There’s been some success on the Catskill Creek in Greene County, where volunteers taking water samples discovered a spike in unsafe bacteria levels at Leeds. The problem was traced to a multifamily dwelling owned by an absentee landlord, who, instead of fixing a broken septic system had instead piped the sewage from the tank into the storm drain, where it entered the creek. The detective work by Riverkeeper and the citizen scientists caused the DEC to shut the offender down. Catskill then voted in favor of hooking up Leeds to its municipal system.
“The public knows where the problem is in many cases,” Lipscomb said. “Someone knows where there’s a leaking septic field. We want that person to make the authorities aware of the problem and hopefully they will deal with it.
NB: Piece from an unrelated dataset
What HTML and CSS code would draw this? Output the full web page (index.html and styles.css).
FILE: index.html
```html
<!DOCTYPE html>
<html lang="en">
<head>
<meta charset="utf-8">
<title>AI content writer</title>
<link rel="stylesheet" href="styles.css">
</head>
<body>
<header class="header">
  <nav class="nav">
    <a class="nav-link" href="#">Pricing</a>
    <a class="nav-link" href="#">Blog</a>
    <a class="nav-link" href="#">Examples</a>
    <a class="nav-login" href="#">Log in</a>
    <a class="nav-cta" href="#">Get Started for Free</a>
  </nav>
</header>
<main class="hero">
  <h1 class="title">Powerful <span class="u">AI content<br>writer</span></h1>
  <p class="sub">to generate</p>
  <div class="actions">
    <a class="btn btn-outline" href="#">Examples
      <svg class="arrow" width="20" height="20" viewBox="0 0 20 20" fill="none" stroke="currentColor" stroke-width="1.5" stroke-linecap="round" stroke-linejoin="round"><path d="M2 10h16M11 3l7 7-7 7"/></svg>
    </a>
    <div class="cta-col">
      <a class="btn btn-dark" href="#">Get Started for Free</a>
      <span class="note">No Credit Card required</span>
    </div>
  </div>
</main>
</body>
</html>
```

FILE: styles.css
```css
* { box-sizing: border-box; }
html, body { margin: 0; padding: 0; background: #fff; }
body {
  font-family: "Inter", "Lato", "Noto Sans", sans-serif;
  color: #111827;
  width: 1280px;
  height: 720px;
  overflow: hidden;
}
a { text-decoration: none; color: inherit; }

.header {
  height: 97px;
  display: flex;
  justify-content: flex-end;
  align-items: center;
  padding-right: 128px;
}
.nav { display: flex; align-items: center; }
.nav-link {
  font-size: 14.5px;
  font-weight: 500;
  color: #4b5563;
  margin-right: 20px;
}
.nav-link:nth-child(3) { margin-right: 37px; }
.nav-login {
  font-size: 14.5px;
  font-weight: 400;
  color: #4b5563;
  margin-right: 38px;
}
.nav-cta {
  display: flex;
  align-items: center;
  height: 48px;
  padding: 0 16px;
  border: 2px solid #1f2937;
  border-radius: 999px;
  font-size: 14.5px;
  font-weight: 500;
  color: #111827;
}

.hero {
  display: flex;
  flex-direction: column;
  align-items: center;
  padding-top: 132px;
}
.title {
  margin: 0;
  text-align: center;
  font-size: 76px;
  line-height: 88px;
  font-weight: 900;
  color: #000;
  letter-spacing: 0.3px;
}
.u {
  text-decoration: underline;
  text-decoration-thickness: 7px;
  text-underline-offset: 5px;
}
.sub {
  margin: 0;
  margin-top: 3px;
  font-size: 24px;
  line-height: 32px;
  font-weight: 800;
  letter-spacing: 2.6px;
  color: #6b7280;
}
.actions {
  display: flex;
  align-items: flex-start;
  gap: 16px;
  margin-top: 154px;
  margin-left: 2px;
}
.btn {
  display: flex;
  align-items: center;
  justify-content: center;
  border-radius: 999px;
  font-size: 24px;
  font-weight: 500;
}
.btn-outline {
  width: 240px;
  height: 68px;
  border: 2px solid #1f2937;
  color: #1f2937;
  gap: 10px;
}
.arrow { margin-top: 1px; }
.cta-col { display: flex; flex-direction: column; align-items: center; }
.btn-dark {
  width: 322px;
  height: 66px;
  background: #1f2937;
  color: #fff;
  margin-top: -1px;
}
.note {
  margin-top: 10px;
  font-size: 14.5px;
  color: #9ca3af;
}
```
Or the community goes to the county or township and says, We need to raise money for infrastructure investment.”
Not all the news is negative, Lipscomb said. Gathering the data has a positive goal, which is to let people know where it’s safe to swim. In Westchester, the Tarrytown Marina has unsafe levels in 40 percent of the tests, while nearby Irvington has only an eight percent failure rate. “There’s a beautiful three-mile stretch of water between the towns that’s clean and a great place to swim,” Lipscomb said.
“The last thing we want is for people to say, Yuck,’” he added. “The waterways cannot advocate for themselves, and if we don’t have a concerned public they’re doomed. Happily, what we have seen is the opposite. People are fighting for clean water.”